The DG said that EAC would leverage on its existing trade environment to promote women’s participation in the AfCFTA, namely: regional customs and trade instruments; interconnectivity of systems including customs and other border clearance agencies; One Stop Border Posts; national Trade Information Portals; simplified trade regimes; trade exhibitions and symposia, and; expansion of the EAC, especially the anticipated admission of DRC into the Community.
DG Bagamuhunda said that the EAC was currently operationalising a framework for affirmative trade development through the digitalisation of markets, information dissemination, showcasing the region’s products and market opportunities, and the transitioning of the dominance of women in the informal sector to the formal sector.
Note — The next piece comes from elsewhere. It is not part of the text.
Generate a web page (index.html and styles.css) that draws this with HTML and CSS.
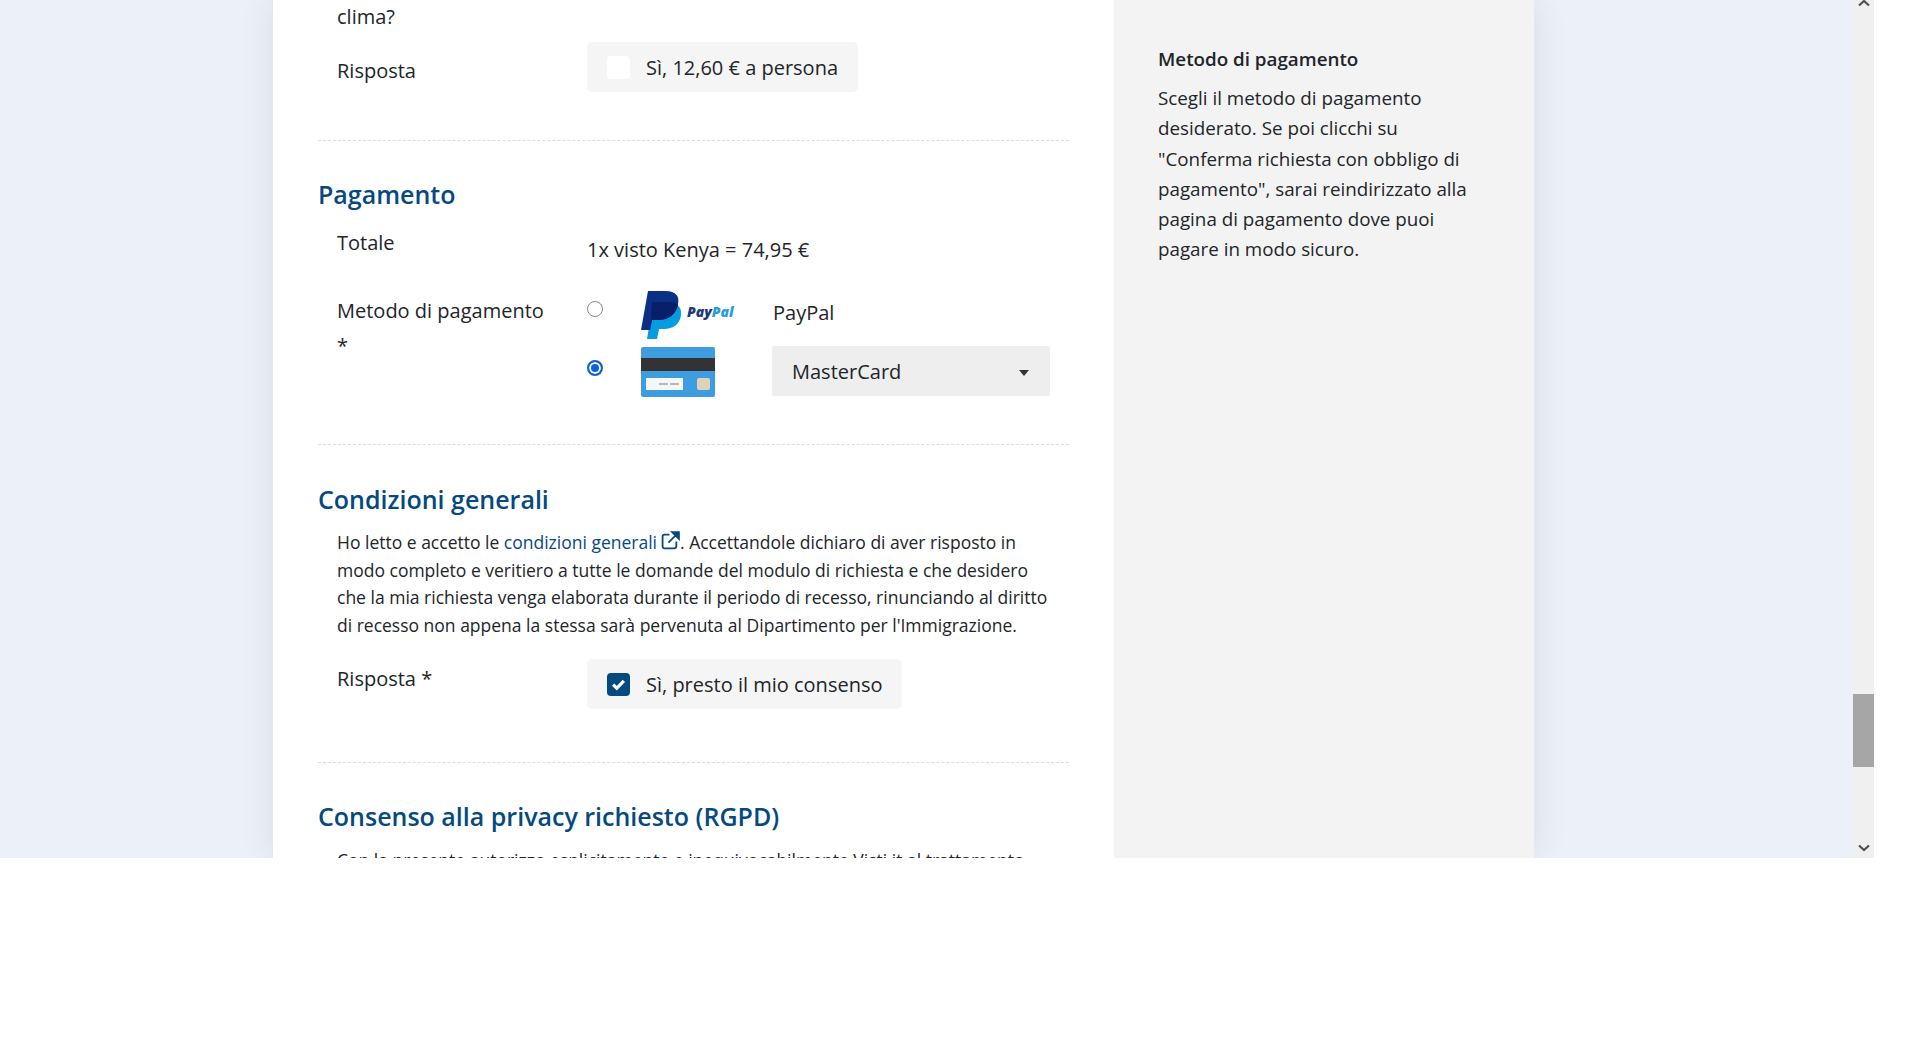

Speaking at the workshop, Ms Godje Bialluch, the EAC-GIZ Cluster Coordinator, said that the German Development Cooperation (GIZ) supports the African Union, Regional Economic Communities such as the EAC as well as individual member states in AfCFTA processes.
“This includes stakeholder engagements to ensure that the private sector and especially women are participating in and contribute to the AfCFTA processes,” said Ms Bialluch.
Ms Bialluch hailed the EAC Secretariat for taking positive steps in the promotion of gender equality and empowerment of women in the region, for instance, by adopting the EAC Gender Policy in 2018.